_Exercise_
Every line below is to be copied exactly, with the pictures left out.

_Given material_
┌──
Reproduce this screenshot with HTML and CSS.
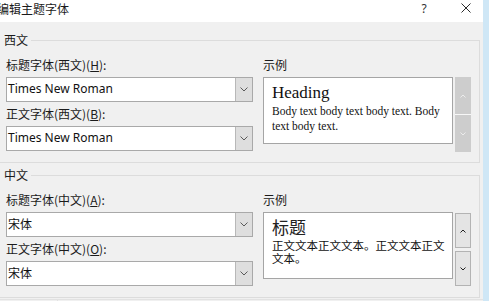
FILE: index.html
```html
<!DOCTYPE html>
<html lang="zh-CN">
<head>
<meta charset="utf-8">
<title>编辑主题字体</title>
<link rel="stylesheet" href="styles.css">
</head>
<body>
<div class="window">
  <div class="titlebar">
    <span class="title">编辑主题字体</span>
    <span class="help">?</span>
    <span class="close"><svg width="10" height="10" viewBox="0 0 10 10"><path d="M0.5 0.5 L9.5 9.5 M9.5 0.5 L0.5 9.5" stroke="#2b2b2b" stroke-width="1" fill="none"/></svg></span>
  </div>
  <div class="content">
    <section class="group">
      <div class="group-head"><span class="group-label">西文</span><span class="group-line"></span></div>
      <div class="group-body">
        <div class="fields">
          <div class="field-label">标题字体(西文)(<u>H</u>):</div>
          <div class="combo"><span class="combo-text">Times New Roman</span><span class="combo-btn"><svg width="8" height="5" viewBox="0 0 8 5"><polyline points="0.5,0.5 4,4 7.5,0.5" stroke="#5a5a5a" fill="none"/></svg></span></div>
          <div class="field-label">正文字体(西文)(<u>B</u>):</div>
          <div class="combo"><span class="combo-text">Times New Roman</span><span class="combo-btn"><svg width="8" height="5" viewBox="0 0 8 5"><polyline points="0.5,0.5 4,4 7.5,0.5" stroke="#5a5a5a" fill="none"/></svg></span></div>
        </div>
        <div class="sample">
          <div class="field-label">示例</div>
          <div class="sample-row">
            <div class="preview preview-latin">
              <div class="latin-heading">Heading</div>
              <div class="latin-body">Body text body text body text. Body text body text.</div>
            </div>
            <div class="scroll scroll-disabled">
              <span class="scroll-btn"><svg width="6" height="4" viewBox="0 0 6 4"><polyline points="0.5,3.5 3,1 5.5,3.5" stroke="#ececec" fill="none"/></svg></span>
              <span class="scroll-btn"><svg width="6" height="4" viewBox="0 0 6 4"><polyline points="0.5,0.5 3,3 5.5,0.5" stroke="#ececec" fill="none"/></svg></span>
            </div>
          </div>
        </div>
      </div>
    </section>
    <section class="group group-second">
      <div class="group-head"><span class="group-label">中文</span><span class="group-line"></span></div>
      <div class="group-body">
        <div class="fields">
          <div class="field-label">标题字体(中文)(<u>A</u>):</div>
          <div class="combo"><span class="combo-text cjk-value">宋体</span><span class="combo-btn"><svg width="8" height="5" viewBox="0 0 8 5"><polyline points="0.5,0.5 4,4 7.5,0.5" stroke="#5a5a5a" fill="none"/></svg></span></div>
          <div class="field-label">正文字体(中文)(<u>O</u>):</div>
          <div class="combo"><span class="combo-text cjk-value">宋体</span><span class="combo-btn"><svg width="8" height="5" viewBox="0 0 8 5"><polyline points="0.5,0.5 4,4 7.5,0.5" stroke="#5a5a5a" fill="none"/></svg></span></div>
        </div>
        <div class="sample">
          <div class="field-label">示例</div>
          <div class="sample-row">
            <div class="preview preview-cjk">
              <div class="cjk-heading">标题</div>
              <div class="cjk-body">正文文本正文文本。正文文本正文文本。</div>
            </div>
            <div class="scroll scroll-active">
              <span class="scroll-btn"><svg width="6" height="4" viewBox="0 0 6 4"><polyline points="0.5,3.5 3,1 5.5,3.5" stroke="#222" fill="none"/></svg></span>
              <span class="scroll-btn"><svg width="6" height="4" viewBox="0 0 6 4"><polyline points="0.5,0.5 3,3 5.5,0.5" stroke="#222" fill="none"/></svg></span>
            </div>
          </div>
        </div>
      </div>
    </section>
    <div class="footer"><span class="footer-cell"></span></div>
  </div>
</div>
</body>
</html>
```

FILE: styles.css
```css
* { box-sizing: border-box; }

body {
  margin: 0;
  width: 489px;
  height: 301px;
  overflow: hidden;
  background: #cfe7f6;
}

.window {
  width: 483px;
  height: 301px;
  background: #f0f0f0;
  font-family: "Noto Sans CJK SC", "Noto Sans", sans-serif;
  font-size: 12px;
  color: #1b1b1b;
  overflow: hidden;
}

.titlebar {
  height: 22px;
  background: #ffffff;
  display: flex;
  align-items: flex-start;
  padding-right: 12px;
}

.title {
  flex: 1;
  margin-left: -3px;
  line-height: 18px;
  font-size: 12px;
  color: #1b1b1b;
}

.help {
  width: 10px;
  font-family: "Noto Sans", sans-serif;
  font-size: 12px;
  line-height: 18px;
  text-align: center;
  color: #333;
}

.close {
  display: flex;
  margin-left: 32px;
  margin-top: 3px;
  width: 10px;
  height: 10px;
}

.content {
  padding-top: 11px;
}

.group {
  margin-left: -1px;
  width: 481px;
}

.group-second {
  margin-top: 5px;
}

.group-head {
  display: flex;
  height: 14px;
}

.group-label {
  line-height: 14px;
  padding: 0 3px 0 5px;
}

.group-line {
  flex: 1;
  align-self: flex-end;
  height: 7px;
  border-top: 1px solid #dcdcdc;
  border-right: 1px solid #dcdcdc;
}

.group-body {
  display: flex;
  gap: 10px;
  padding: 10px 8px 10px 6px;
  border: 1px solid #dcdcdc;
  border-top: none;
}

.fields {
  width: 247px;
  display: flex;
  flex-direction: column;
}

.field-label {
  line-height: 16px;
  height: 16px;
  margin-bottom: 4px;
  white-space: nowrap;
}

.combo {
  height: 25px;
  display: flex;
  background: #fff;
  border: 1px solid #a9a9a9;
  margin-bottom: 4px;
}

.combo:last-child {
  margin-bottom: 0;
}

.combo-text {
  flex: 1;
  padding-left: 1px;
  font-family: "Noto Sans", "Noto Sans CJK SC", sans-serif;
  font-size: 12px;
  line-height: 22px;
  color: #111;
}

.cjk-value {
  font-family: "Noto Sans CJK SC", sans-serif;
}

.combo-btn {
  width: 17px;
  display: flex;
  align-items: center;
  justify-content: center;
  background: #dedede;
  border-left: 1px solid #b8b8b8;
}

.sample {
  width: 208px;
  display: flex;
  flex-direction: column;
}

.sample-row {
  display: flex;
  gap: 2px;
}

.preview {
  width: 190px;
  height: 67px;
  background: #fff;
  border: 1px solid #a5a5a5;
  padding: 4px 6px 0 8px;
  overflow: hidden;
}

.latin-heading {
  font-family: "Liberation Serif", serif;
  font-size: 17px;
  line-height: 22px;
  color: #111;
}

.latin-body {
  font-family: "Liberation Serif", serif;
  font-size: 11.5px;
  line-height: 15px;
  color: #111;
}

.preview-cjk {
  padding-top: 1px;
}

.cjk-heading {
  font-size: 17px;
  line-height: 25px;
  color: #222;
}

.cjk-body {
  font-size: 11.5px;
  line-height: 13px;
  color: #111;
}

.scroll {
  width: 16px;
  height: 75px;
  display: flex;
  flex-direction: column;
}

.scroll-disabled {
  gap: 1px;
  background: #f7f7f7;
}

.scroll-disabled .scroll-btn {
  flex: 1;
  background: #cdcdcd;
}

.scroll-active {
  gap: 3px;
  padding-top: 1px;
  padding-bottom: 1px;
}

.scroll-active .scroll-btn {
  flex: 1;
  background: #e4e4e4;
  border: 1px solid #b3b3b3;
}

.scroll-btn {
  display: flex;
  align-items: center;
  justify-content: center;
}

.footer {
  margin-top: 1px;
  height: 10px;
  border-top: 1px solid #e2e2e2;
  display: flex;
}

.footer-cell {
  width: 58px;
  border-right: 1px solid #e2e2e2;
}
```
└──
_Answer to the problem_
Reproduce this screenshot with HTML and CSS.
FILE: index.html
```html
<!DOCTYPE html>
<html lang="zh-CN">
<head>
<meta charset="utf-8">
<title>编辑主题字体</title>
<link rel="stylesheet" href="styles.css">
</head>
<body>
<div class="window">
  <div class="titlebar">
    <span class="title">编辑主题字体</span>
    <span class="help">?</span>
    <span class="close"><svg width="10" height="10" viewBox="0 0 10 10"><path d="M0.5 0.5 L9.5 9.5 M9.5 0.5 L0.5 9.5" stroke="#2b2b2b" stroke-width="1" fill="none"/></svg></span>
  </div>
  <div class="content">
    <section class="group">
      <div class="group-head"><span class="group-label">西文</span><span class="group-line"></span></div>
      <div class="group-body">
        <div class="fields">
          <div class="field-label">标题字体(西文)(<u>H</u>):</div>
          <div class="combo"><span class="combo-text">Times New Roman</span><span class="combo-btn"><svg width="8" height="5" viewBox="0 0 8 5"><polyline points="0.5,0.5 4,4 7.5,0.5" stroke="#5a5a5a" fill="none"/></svg></span></div>
          <div class="field-label">正文字体(西文)(<u>B</u>):</div>
          <div class="combo"><span class="combo-text">Times New Roman</span><span class="combo-btn"><svg width="8" height="5" viewBox="0 0 8 5"><polyline points="0.5,0.5 4,4 7.5,0.5" stroke="#5a5a5a" fill="none"/></svg></span></div>
        </div>
        <div class="sample">
          <div class="field-label">示例</div>
          <div class="sample-row">
            <div class="preview preview-latin">
              <div class="latin-heading">Heading</div>
              <div class="latin-body">Body text body text body text. Body text body text.</div>
            </div>
            <div class="scroll scroll-disabled">
              <span class="scroll-btn"><svg width="6" height="4" viewBox="0 0 6 4"><polyline points="0.5,3.5 3,1 5.5,3.5" stroke="#ececec" fill="none"/></svg></span>
              <span class="scroll-btn"><svg width="6" height="4" viewBox="0 0 6 4"><polyline points="0.5,0.5 3,3 5.5,0.5" stroke="#ececec" fill="none"/></svg></span>
            </div>
          </div>
        </div>
      </div>
    </section>
    <section class="group group-second">
      <div class="group-head"><span class="group-label">中文</span><span class="group-line"></span></div>
      <div class="group-body">
        <div class="fields">
          <div class="field-label">标题字体(中文)(<u>A</u>):</div>
          <div class="combo"><span class="combo-text cjk-value">宋体</span><span class="combo-btn"><svg width="8" height="5" viewBox="0 0 8 5"><polyline points="0.5,0.5 4,4 7.5,0.5" stroke="#5a5a5a" fill="none"/></svg></span></div>
          <div class="field-label">正文字体(中文)(<u>O</u>):</div>
          <div class="combo"><span class="combo-text cjk-value">宋体</span><span class="combo-btn"><svg width="8" height="5" viewBox="0 0 8 5"><polyline points="0.5,0.5 4,4 7.5,0.5" stroke="#5a5a5a" fill="none"/></svg></span></div>
        </div>
        <div class="sample">
          <div class="field-label">示例</div>
          <div class="sample-row">
            <div class="preview preview-cjk">
              <div class="cjk-heading">标题</div>
              <div class="cjk-body">正文文本正文文本。正文文本正文文本。</div>
            </div>
            <div class="scroll scroll-active">
              <span class="scroll-btn"><svg width="6" height="4" viewBox="0 0 6 4"><polyline points="0.5,3.5 3,1 5.5,3.5" stroke="#222" fill="none"/></svg></span>
              <span class="scroll-btn"><svg width="6" height="4" viewBox="0 0 6 4"><polyline points="0.5,0.5 3,3 5.5,0.5" stroke="#222" fill="none"/></svg></span>
            </div>
          </div>
        </div>
      </div>
    </section>
    <div class="footer"><span class="footer-cell"></span></div>
  </div>
</div>
</body>
</html>
```

FILE: styles.css
```css
* { box-sizing: border-box; }

body {
  margin: 0;
  width: 489px;
  height: 301px;
  overflow: hidden;
  background: #cfe7f6;
}

.window {
  width: 483px;
  height: 301px;
  background: #f0f0f0;
  font-family: "Noto Sans CJK SC", "Noto Sans", sans-serif;
  font-size: 12px;
  color: #1b1b1b;
  overflow: hidden;
}

.titlebar {
  height: 22px;
  background: #ffffff;
  display: flex;
  align-items: flex-start;
  padding-right: 12px;
}

.title {
  flex: 1;
  margin-left: -3px;
  line-height: 18px;
  font-size: 12px;
  color: #1b1b1b;
}

.help {
  width: 10px;
  font-family: "Noto Sans", sans-serif;
  font-size: 12px;
  line-height: 18px;
  text-align: center;
  color: #333;
}

.close {
  display: flex;
  margin-left: 32px;
  margin-top: 3px;
  width: 10px;
  height: 10px;
}

.content {
  padding-top: 11px;
}

.group {
  margin-left: -1px;
  width: 481px;
}

.group-second {
  margin-top: 5px;
}

.group-head {
  display: flex;
  height: 14px;
}

.group-label {
  line-height: 14px;
  padding: 0 3px 0 5px;
}

.group-line {
  flex: 1;
  align-self: flex-end;
  height: 7px;
  border-top: 1px solid #dcdcdc;
  border-right: 1px solid #dcdcdc;
}

.group-body {
  display: flex;
  gap: 10px;
  padding: 10px 8px 10px 6px;
  border: 1px solid #dcdcdc;
  border-top: none;
}

.fields {
  width: 247px;
  display: flex;
  flex-direction: column;
}

.field-label {
  line-height: 16px;
  height: 16px;
  margin-bottom: 4px;
  white-space: nowrap;
}

.combo {
  height: 25px;
  display: flex;
  background: #fff;
  border: 1px solid #a9a9a9;
  margin-bottom: 4px;
}

.combo:last-child {
  margin-bottom: 0;
}

.combo-text {
  flex: 1;
  padding-left: 1px;
  font-family: "Noto Sans", "Noto Sans CJK SC", sans-serif;
  font-size: 12px;
  line-height: 22px;
  color: #111;
}

.cjk-value {
  font-family: "Noto Sans CJK SC", sans-serif;
}

.combo-btn {
  width: 17px;
  display: flex;
  align-items: center;
  justify-content: center;
  background: #dedede;
  border-left: 1px solid #b8b8b8;
}

.sample {
  width: 208px;
  display: flex;
  flex-direction: column;
}

.sample-row {
  display: flex;
  gap: 2px;
}

.preview {
  width: 190px;
  height: 67px;
  background: #fff;
  border: 1px solid #a5a5a5;
  padding: 4px 6px 0 8px;
  overflow: hidden;
}

.latin-heading {
  font-family: "Liberation Serif", serif;
  font-size: 17px;
  line-height: 22px;
  color: #111;
}

.latin-body {
  font-family: "Liberation Serif", serif;
  font-size: 11.5px;
  line-height: 15px;
  color: #111;
}

.preview-cjk {
  padding-top: 1px;
}

.cjk-heading {
  font-size: 17px;
  line-height: 25px;
  color: #222;
}

.cjk-body {
  font-size: 11.5px;
  line-height: 13px;
  color: #111;
}

.scroll {
  width: 16px;
  height: 75px;
  display: flex;
  flex-direction: column;
}

.scroll-disabled {
  gap: 1px;
  background: #f7f7f7;
}

.scroll-disabled .scroll-btn {
  flex: 1;
  background: #cdcdcd;
}

.scroll-active {
  gap: 3px;
  padding-top: 1px;
  padding-bottom: 1px;
}

.scroll-active .scroll-btn {
  flex: 1;
  background: #e4e4e4;
  border: 1px solid #b3b3b3;
}

.scroll-btn {
  display: flex;
  align-items: center;
  justify-content: center;
}

.footer {
  margin-top: 1px;
  height: 10px;
  border-top: 1px solid #e2e2e2;
  display: flex;
}

.footer-cell {
  width: 58px;
  border-right: 1px solid #e2e2e2;
}
```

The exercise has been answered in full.